* Directions *
From the listing, collect all lines containing the word "index".
########
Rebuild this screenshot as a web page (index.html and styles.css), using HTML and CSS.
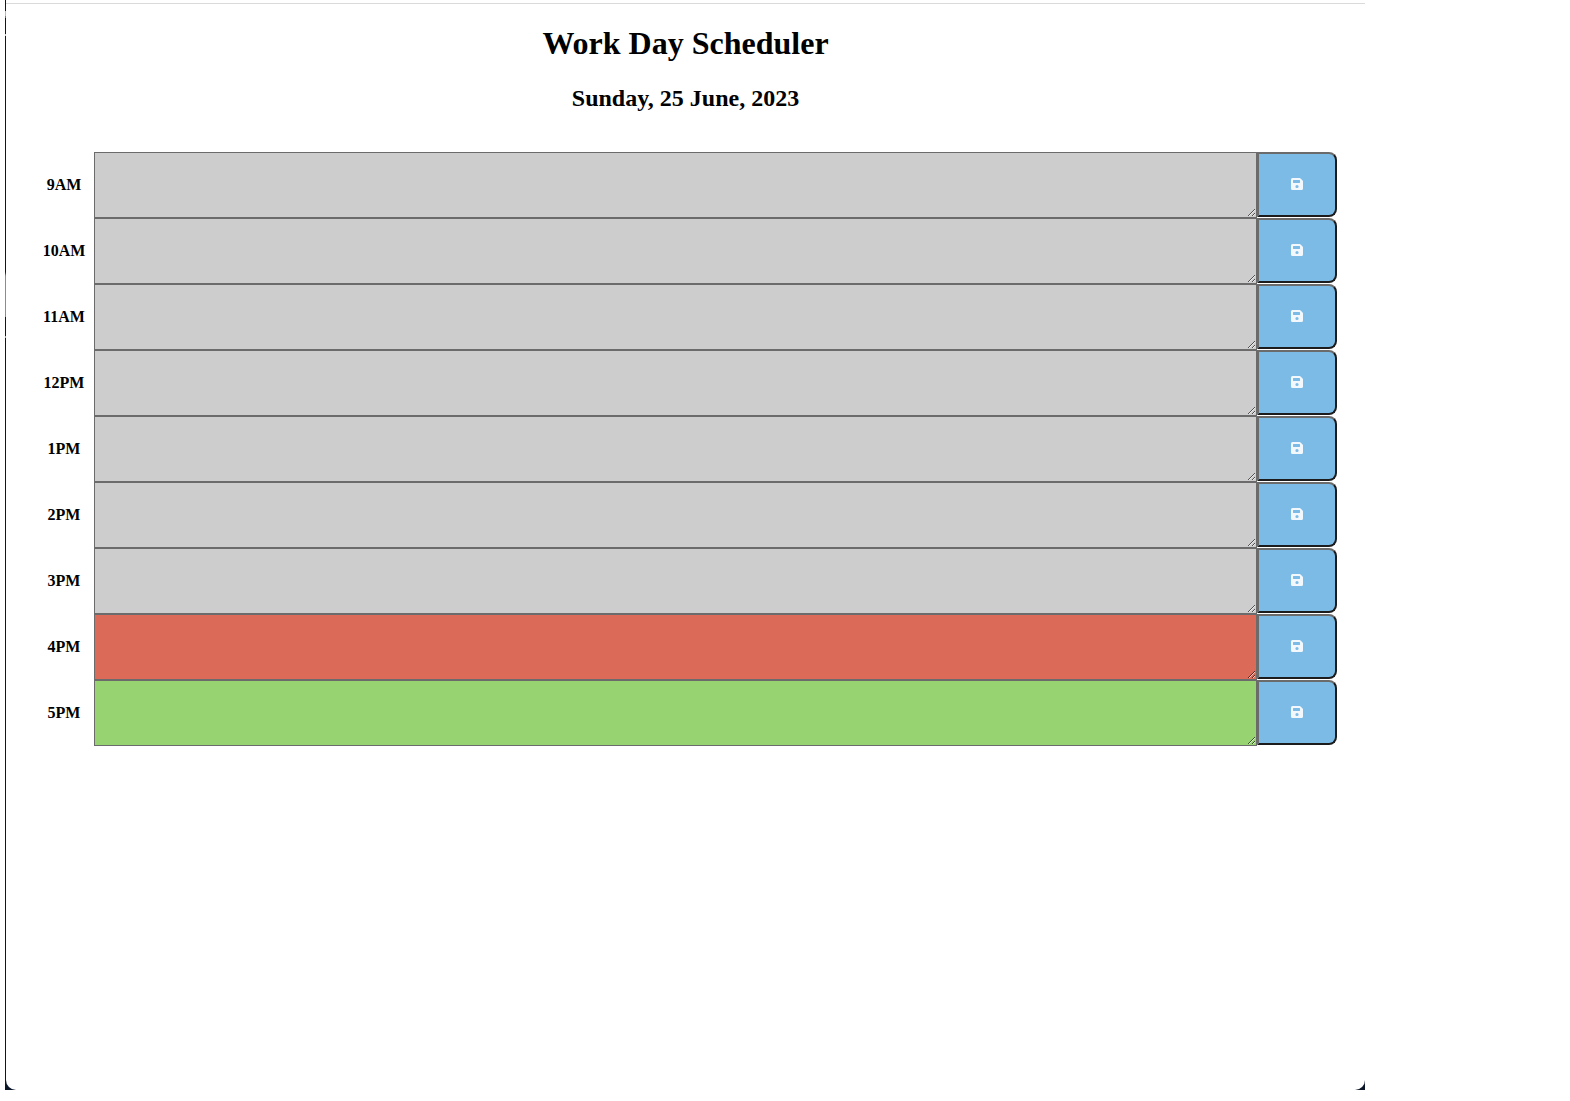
FILE: index.html
```html
<!DOCTYPE html>
<html lang="en">
<head>
  <meta charset="utf-8">
  <title>Work Day Scheduler</title>
  <link rel="stylesheet" href="styles.css">
</head>
<body>
  <svg class="sprite" aria-hidden="true">
    <symbol id="save" viewBox="0 0 12 12">
      <path fill-rule="evenodd" d="M1.500 0H8.600Q9.200 0 9.600 .4L11.600 2.400Q12 2.800 12 3.400V10.500Q12 12 10.500 12H1.500Q0 12 0 10.500V1.500Q0 0 1.500 0ZM2.400 2Q2 2 2 2.400V4.600Q2 5 2.400 5H8.600Q9 5 9 4.600V2.400Q9 2 8.600 2ZM6 6.900A1.600 1.600 0 1 0 6 10.100A1.600 1.600 0 1 0 6 6.900Z"/>
    </symbol>
  </svg>
  <div class="desktop">
    <div class="window">
      <header class="header">
        <h1 class="title">Work Day Scheduler</h1>
        <h2 class="date">Sunday, 25 June, 2023</h2>
      </header>
      <main class="schedule">
        <div class="row">
          <label class="hour" for="h9">9AM</label>
          <textarea class="entry past" id="h9"></textarea>
          <button class="save" aria-label="Save 9AM"><svg class="icon"><use href="#save"/></svg></button>
        </div>
        <div class="row">
          <label class="hour" for="h10">10AM</label>
          <textarea class="entry past" id="h10"></textarea>
          <button class="save" aria-label="Save 10AM"><svg class="icon"><use href="#save"/></svg></button>
        </div>
        <div class="row">
          <label class="hour" for="h11">11AM</label>
          <textarea class="entry past" id="h11"></textarea>
          <button class="save" aria-label="Save 11AM"><svg class="icon"><use href="#save"/></svg></button>
        </div>
        <div class="row">
          <label class="hour" for="h12">12PM</label>
          <textarea class="entry past" id="h12"></textarea>
          <button class="save" aria-label="Save 12PM"><svg class="icon"><use href="#save"/></svg></button>
        </div>
        <div class="row">
          <label class="hour" for="h13">1PM</label>
          <textarea class="entry past" id="h13"></textarea>
          <button class="save" aria-label="Save 1PM"><svg class="icon"><use href="#save"/></svg></button>
        </div>
        <div class="row">
          <label class="hour" for="h14">2PM</label>
          <textarea class="entry past" id="h14"></textarea>
          <button class="save" aria-label="Save 2PM"><svg class="icon"><use href="#save"/></svg></button>
        </div>
        <div class="row">
          <label class="hour" for="h15">3PM</label>
          <textarea class="entry past" id="h15"></textarea>
          <button class="save" aria-label="Save 3PM"><svg class="icon"><use href="#save"/></svg></button>
        </div>
        <div class="row">
          <label class="hour" for="h16">4PM</label>
          <textarea class="entry present" id="h16"></textarea>
          <button class="save" aria-label="Save 4PM"><svg class="icon"><use href="#save"/></svg></button>
        </div>
        <div class="row">
          <label class="hour" for="h17">5PM</label>
          <textarea class="entry future" id="h17"></textarea>
          <button class="save" aria-label="Save 5PM"><svg class="icon"><use href="#save"/></svg></button>
        </div>
      </main>
    </div>
  </div>
</body>
</html>
```
FILE: styles.css
```css
* {
  box-sizing: border-box;
}

body {
  margin: 0;
  background: #fff;
  color: #000;
  font-family: "Liberation Serif", "Times New Roman", serif;
}

.sprite {
  display: none;
}

/* Backdrop showing along the window's left edge and behind its lower corners */
.desktop {
  display: flex;
  min-height: calc(100vh - 11px);
  margin: 0 205px 11px 5px;
  padding-left: 1px;
  background: linear-gradient(#0b1628 11px, #b9b9b9 11px 16px, #777 16px 18px, #0b1628 18px 34px, #ccc 34px 36px, #0b1628 36px 272px, #6f93b3 276px 317px, #0b1628 317px 336px, #aaa 336px 338px, #0b1628 338px);
}

.window {
  flex: 1;
  padding: 3px 0 0;
  background: #fff;
  border-radius: 0 0 10px 10px;
}

.header {
  padding: 20px 0 40px;
  border-top: 1px solid #dadada;
  text-align: center;
}

.title {
  margin: 0 0 22px;
  font-size: 32px;
  line-height: 38px;
}

.date {
  margin: 0;
  font-size: 24px;
  line-height: 28px;
}

.schedule {
  padding: 0 28px;
}

.row {
  display: flex;
  height: 66px;
}

.hour {
  display: flex;
  flex: 0 0 60px;
  align-items: center;
  justify-content: center;
  font-size: 16px;
  font-weight: bold;
}

.entry {
  flex: 1;
  min-width: 0;
  border: 1px solid #6b6b6b;
  border-radius: 0;
  resize: both;
}

.past {
  background: #cdcdcd;
}

.present {
  background: #dc6a59;
}

.future {
  background: #97d370;
}

.save {
  display: flex;
  flex: 0 0 80px;
  align-items: center;
  justify-content: center;
  height: 65px;
  padding: 0 0 1px;
  border: 2px solid;
  border-color: #6b6b6b #1c1c1c #1c1c1c #6b6b6b;
  border-radius: 0 8px 8px 0;
  background: #7bbbe6;
  color: #f3f8fd;
}

.icon {
  width: 12px;
  height: 12px;
  fill: currentColor;
}
```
########
* Complete output *
Rebuild this screenshot as a web page (index.html and styles.css), using HTML and CSS.
FILE: index.html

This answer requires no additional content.